On casting German actor Martin Wuttke to play Adolf Hitler:

‘I knew I didn’t want anyone famous, because the last thing you want is to be thinking ‘Oh, there’s this famous guy who’s playing Hitler.’ I met Martin in a casting session and it turned out that he’d done Hitler on stage, in a Brecht play, which many people consider the greatest Hitler performance they’ve seen. But still, it was only on stage. And I can’t say he was enthusiastic. When we met, his first words to me were, ‘I’d love to be in your movie, but I’d rather play a schnitzel than play Hitler.’

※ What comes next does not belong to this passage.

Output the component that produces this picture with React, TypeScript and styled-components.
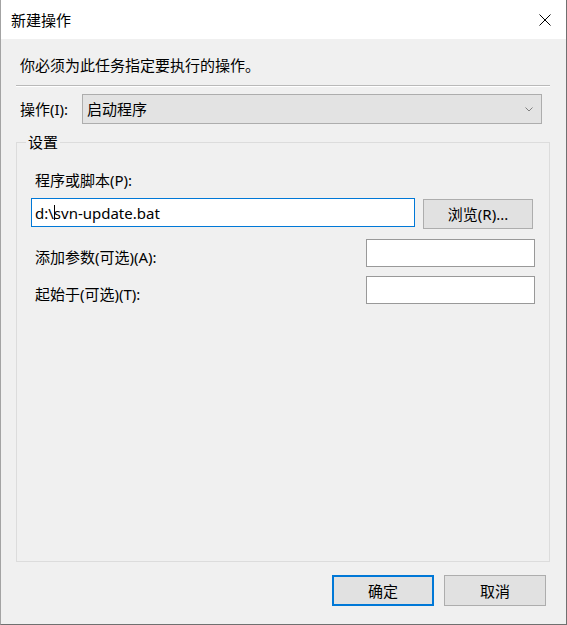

‘So he turned me down. I didn’t see him again until his friends convinced him to meet with me one more time. And I’m really thankful for that, because no one else could have done the part as well. Martin was always very conscious of not being too over-the-top, which he wasn’t. But he had this great energy. He came at Hitler, right out of the box, on the first day of shooting, being just overwhelming. You know, when I direct actors, I don’t call them by their real names, but by their character names. So when I was directing Brad Pitt, I’d call him Aldo, not Brad. So we’d be in the room with this totally terrifying character, and I’d always say, ‘OK, mein Fuhrer, here’s what I’m going for in this scene.’ There was no way I was going to call him Martin.’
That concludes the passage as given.